--- Goal ---
Look over the entries that follow and work out how many lines contain "Output". State the number only.

--- Raw data ---
==*==

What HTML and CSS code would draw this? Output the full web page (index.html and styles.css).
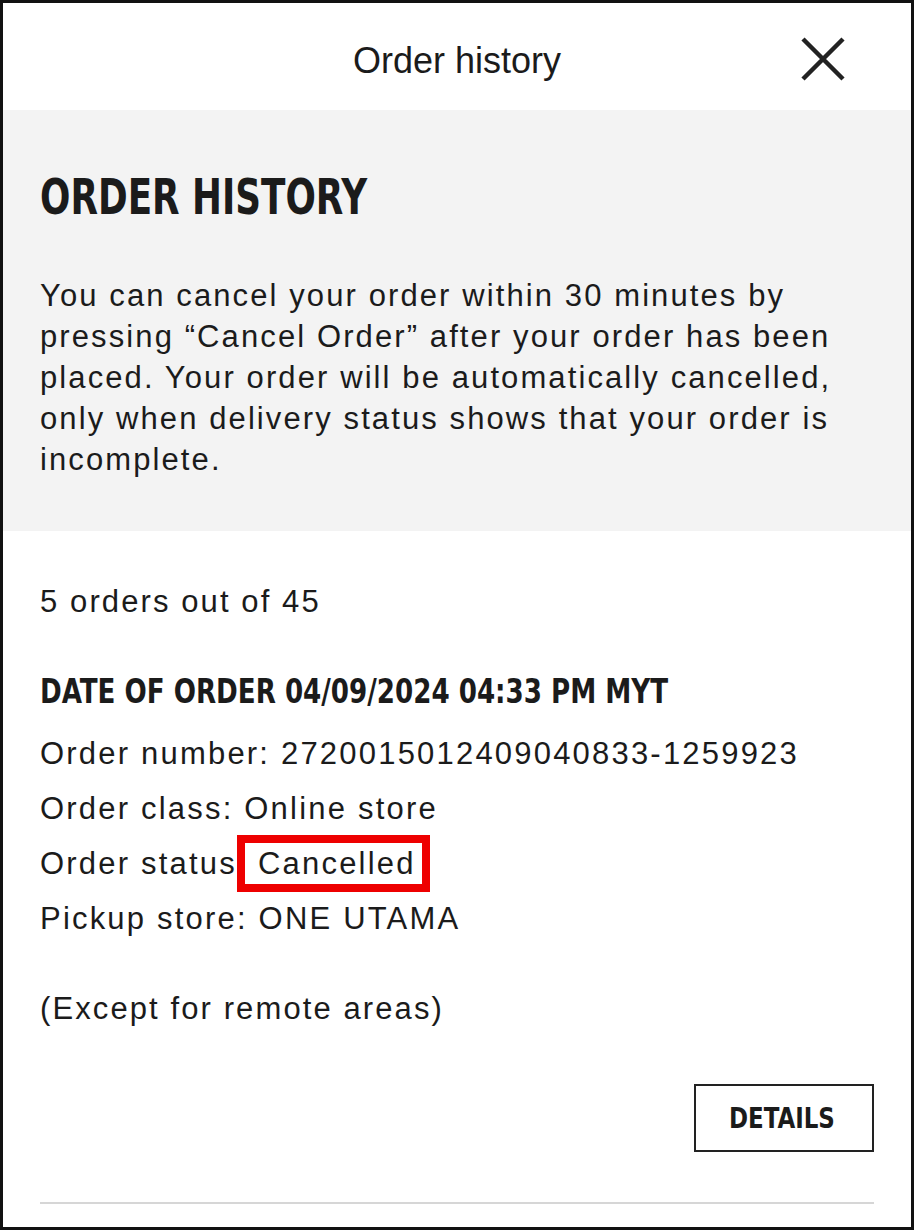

==*==

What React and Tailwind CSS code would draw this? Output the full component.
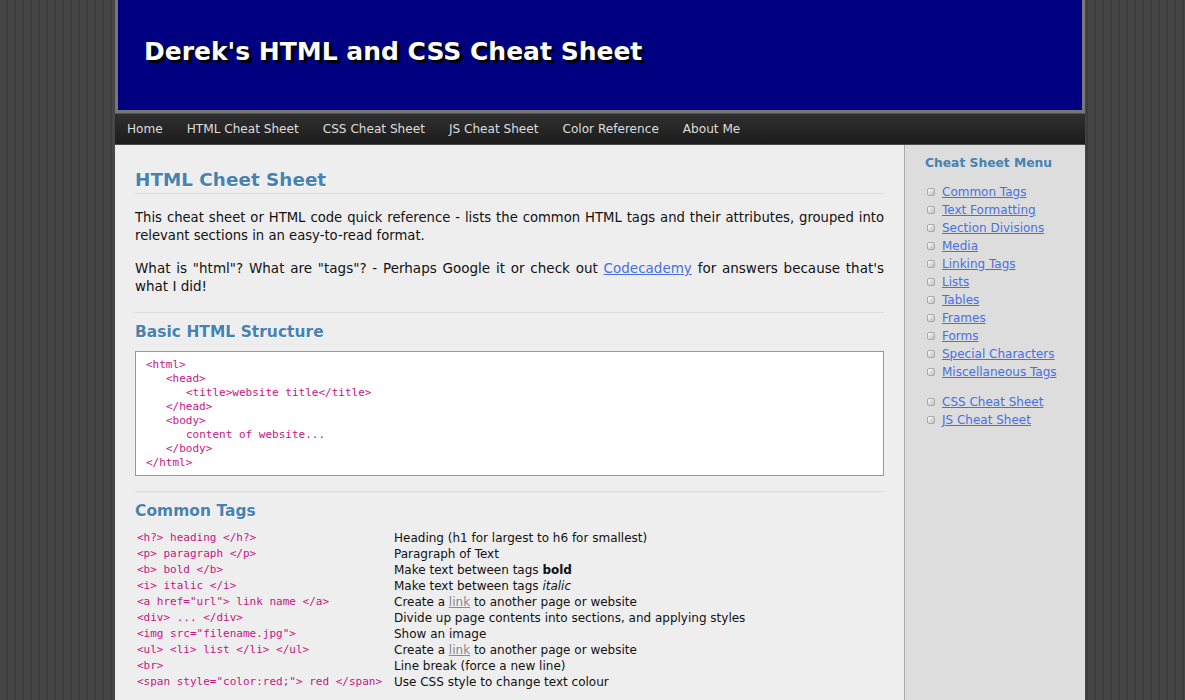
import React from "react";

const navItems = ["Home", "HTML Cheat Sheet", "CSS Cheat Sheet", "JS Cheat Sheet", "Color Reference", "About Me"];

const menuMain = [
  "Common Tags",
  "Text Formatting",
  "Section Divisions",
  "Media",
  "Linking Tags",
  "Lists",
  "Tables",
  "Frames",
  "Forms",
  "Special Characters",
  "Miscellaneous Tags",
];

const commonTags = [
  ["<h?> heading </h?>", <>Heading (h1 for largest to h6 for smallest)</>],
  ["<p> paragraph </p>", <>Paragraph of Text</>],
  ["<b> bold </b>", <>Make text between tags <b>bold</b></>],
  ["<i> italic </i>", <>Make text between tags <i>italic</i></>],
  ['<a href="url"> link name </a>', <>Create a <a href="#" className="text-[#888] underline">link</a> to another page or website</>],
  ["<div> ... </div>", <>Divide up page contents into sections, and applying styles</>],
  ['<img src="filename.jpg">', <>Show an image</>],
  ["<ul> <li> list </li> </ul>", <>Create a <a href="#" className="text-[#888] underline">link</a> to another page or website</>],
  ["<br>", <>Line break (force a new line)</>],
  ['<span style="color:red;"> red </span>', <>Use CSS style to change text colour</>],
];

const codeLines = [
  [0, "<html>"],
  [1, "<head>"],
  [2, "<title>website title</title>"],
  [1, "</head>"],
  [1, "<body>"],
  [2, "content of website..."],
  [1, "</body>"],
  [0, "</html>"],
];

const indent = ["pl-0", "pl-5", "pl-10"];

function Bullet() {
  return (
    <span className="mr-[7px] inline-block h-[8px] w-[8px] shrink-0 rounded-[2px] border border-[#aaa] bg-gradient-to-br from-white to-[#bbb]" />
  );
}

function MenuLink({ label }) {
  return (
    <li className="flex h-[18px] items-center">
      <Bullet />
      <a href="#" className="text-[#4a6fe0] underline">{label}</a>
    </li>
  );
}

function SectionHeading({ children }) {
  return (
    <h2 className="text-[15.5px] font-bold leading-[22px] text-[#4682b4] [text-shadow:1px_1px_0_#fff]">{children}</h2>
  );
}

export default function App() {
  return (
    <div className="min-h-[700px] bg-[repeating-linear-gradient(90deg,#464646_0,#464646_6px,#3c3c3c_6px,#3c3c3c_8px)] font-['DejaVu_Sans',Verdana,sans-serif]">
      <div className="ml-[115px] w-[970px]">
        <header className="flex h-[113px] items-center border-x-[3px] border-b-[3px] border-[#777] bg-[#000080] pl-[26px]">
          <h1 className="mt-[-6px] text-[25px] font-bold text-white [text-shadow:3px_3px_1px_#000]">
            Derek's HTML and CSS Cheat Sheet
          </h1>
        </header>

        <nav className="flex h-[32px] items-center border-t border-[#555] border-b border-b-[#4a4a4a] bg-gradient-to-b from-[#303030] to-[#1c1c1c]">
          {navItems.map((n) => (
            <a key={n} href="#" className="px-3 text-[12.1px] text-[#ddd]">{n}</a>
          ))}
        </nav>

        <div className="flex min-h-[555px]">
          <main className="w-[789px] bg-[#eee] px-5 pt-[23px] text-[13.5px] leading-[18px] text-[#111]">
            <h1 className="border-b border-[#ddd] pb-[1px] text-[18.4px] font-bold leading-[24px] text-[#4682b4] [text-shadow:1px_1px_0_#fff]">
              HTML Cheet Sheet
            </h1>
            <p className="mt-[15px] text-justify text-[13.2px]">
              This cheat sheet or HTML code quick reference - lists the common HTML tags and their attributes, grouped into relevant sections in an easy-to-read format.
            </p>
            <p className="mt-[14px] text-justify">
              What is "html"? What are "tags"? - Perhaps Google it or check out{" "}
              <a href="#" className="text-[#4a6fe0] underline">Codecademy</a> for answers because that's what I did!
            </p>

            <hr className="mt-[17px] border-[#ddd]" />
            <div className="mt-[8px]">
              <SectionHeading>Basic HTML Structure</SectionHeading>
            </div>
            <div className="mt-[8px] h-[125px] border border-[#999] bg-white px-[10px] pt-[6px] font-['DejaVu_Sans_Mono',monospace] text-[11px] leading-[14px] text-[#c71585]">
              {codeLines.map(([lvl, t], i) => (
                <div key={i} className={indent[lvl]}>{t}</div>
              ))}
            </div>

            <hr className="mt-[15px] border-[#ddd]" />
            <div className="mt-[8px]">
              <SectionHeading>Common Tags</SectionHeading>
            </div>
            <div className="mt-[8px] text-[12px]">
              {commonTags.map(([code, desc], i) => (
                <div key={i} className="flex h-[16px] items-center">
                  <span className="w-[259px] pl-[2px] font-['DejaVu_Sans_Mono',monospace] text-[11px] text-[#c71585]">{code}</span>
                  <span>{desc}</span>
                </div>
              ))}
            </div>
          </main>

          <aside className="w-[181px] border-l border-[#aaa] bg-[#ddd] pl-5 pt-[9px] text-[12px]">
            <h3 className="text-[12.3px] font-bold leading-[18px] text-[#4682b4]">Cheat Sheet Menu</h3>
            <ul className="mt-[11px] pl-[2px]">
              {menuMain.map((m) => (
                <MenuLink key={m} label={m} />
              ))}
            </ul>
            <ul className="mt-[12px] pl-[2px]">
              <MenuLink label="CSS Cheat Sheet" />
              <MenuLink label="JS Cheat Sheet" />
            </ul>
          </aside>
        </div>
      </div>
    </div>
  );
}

==*==

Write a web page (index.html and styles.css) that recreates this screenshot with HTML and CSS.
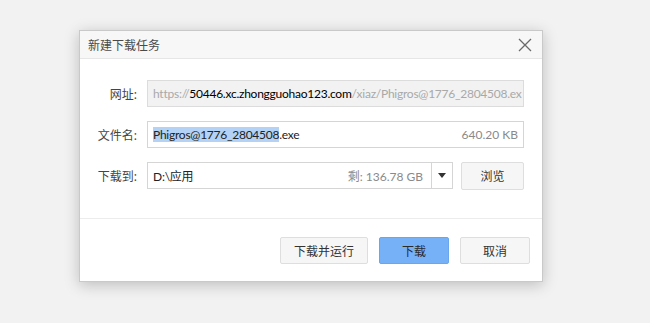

==*==

--- Correct answer ---
2